To analyse Wigglesworth’s and the orchestra’s performance closely would stretch this already elongated review to unacceptable bounds – however each of the movements featured remarkable realisations of aspects of the composer’s vision. In the first movement the transition via solo clarinet and strings from the Winterreise-like loneliness of the opening to the pulse-quickening episode with flute and strings was magically achieved, as telling as the heartbreak of the strings climbing towards the piccolo’s distant visionary angel-spectre at the movement’s end. The orchestral onslaught in the second movement had an elemental wildness (Laurence Reese’s timpani strokes positively apocalyptic at one point!), the strings surviving a brief moment of imprecision towards the end to help with driving the argument to its conclusion, the playing eliciting a stunned silence in the auditorium at the brutality and ferocity of it all.

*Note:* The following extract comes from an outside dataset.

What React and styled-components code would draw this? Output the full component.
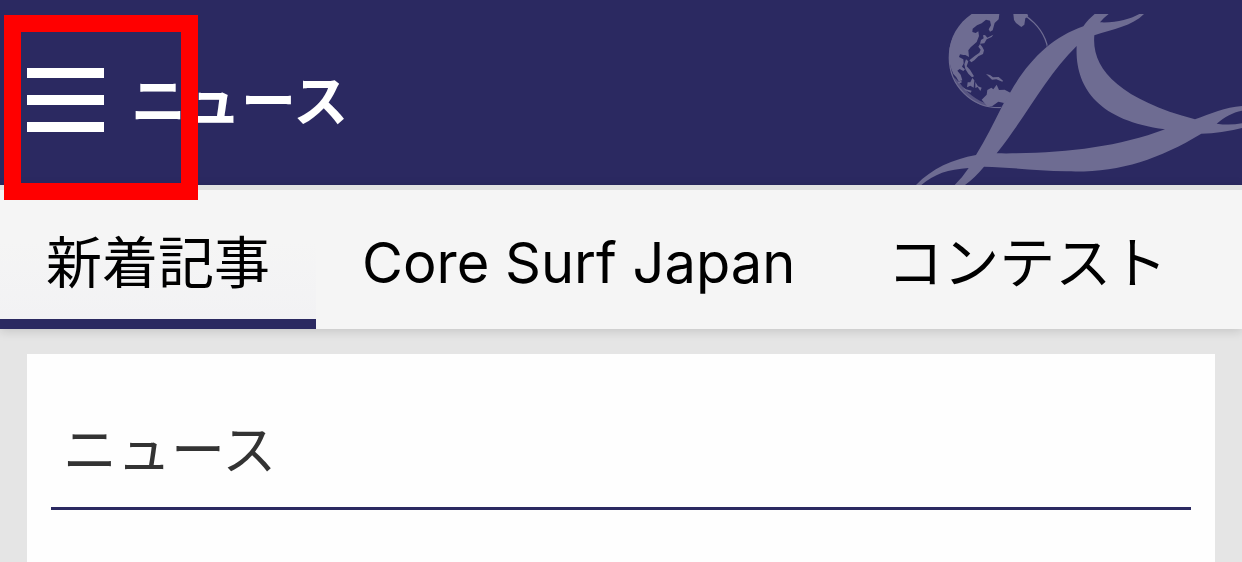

Ed Allen’s magnificent horn-playing dominated the third movement, with its repetitions of the five-note theme, the last being a magically “stopped’ call from another world. And it was the wind players who so splendidly articulated the finale’s opening, the oboe’s call of desolation mingling with the bassoon’s sober soliliquies, and flute and clarinet despairingly trying to goad each other into launching a dance of defiance, one which succeeds in activating the mighty show of white-knuckled optimism that concludes the work. Conductor and players – a magnificent achievement, indeed!